I’ve known Tony for a while….and I am a big fan of both Steven and Brent’s via daily reading of their Blogs. I think because of this, we were kinda able to get right into it and riff because we each knew where each other stood and we got to take the conversation into the generative learning and co-creation stage very quickly.

This is also one of the coolest things about Web 2.0 that we talked about on the panel. First and foremost Steven made the point that your approach as an educator should not be “OK let me figure out what blogs, wikis, social tagging, You Tube, Second Life and Moodle mean for my learning strategy or my learners.” Instead Steven suggests you start in the most obvious place…Where might that be? you ask…Why YOU and your own learning of course Steven says.
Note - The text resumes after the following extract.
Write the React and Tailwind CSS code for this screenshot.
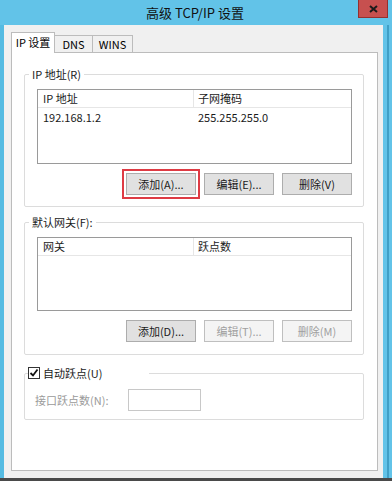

Time is on the same channel here:

First, get an account on blogger and start to converse publically. This is step one in what Steven calls your Personal Learning Environment (PLE). BTW Jay Cross is on a similar trip here and both Steven and Jay acknowledge they have not Grokked the solution but they are equally passionate about the idea.

We then got into….once you start with a blog, (Hello WordPress/Blogger) your learning starts to take off. You start to get motivated to want to find a tool that helps make your space more conversational and co-creative/crowsourced in terms of production/interpretation of content/ideas (Hello Wiki). You then want to throw in some pictures (Hello Flickr/OFoto) and inevitibely want to find (or create) audio (Hello Odeo) and video (Hello Jumpcut, Eyespot and YouTube/Google Video) that further emphasize your point. You then want to take all these different piece parts together into a single place that is just for you (Hello MySpace….oh that is so yesterday why not build it out in 3D in Secondlife)…and suddenly you start to understand that we have finally tipped on a number of fronts:

    Web services meets Web 2.0 which means that it becomes easier for people (not just programmers to be prosumers)
    Centrally Created Content/Control moves towards User Generated Content/Sharing
    Content is king but Context is the Kingdom
    Power on all levels is moving towards the consumer (kinda like banks with ATMs only about everything) but consumers are also becoming producers.
    Consumption moves towards Prosumption

In double-looping on this I ponder….Is it just me or did you notice that either Google or Yahoo is snapping everything up this food chain. So Rupert did interrupt the cycle and Cisco did Buy WEBEX…but how ’bout the 3D space. If you think about it 2D interactive platforms that have aggregated eyeballs (either Myspace in the Consumer space or Webex in the Corporate space) are, IMHO, all going to end up in the 3D space. All you gotta do is look at what is going on in Korea with CyWorld to see that. And Korea is the place to look to as they are the leading adopters in this space as it was with DoCoMo in mobile many years ago in Japan.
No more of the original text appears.